La roadmap de la transformation digitale

Plusieurs enquêtes mettent en exergue le fait que la crise sanitaire va contribuer à accélérer la transformation digitale des entreprises. « Face à la disruption causée par le numérique, la transformation digitale est devenue un sujet majeur de préoccupation et un enjeu stratégique pour toutes les organisations quelle que soit leur taille : business, marketing, ressources humaines, processus de production, système d’informations, datas… », soulignent les auteurs de cet ouvrage, Vincent Ducrey et Emmanuel Vivier, dirigeants du Hub Institute, un think tank dédié au décryptage des problématiques et stratégies numériques.

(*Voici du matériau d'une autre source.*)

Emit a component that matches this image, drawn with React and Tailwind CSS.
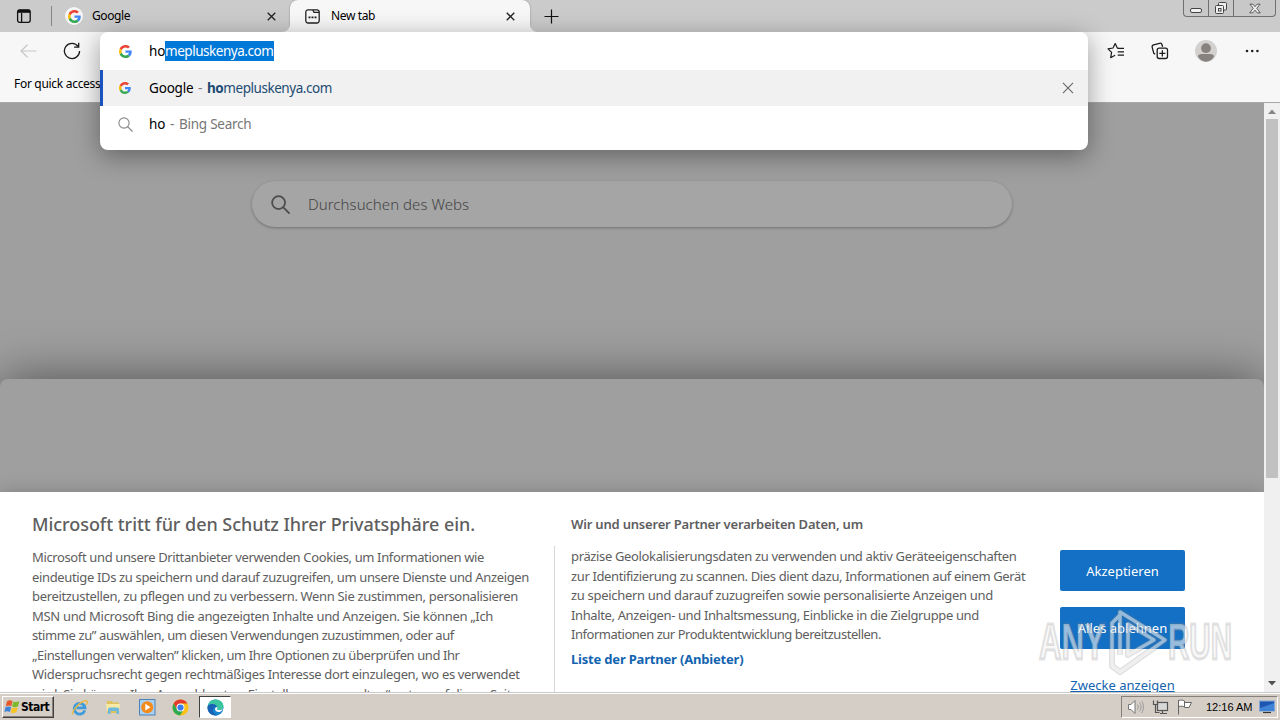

Les auteurs proposent une démarche de mise en œuvre de la transformation digitale. Cela suppose, tout d’abord de comprendre les causes de la disruption liée au digital. Les autres mettent en exergue quatre ruptures, associées à quatorze tendances technologiques (voir tableau) : des capacités informatiques exponentielles à prix décroissant, une connexion Internet permanente et plus rapide, une expression et une collaboration facilitées, et la fusion du réel et du virtuel. Avec une concurrence des start-up face aux grands groupes : « Un tsunami de start-up innovantes et ultra dynamiques réinvente les industries. Si les grands groupes sont lents à s’emparer des nouvelles technologies ou à répondre aux nouvelles attentes des clients, les start-up, elles, se sont lancées dans un sprint pour transformer chaque insatisfaction en une idée de nouveau business », résument les auteurs. Quant aux Gafa, « leur rentabilité survitaminée décuple leur compétitivité et ils ont une capacité incroyable à innover », ajoutent-ils.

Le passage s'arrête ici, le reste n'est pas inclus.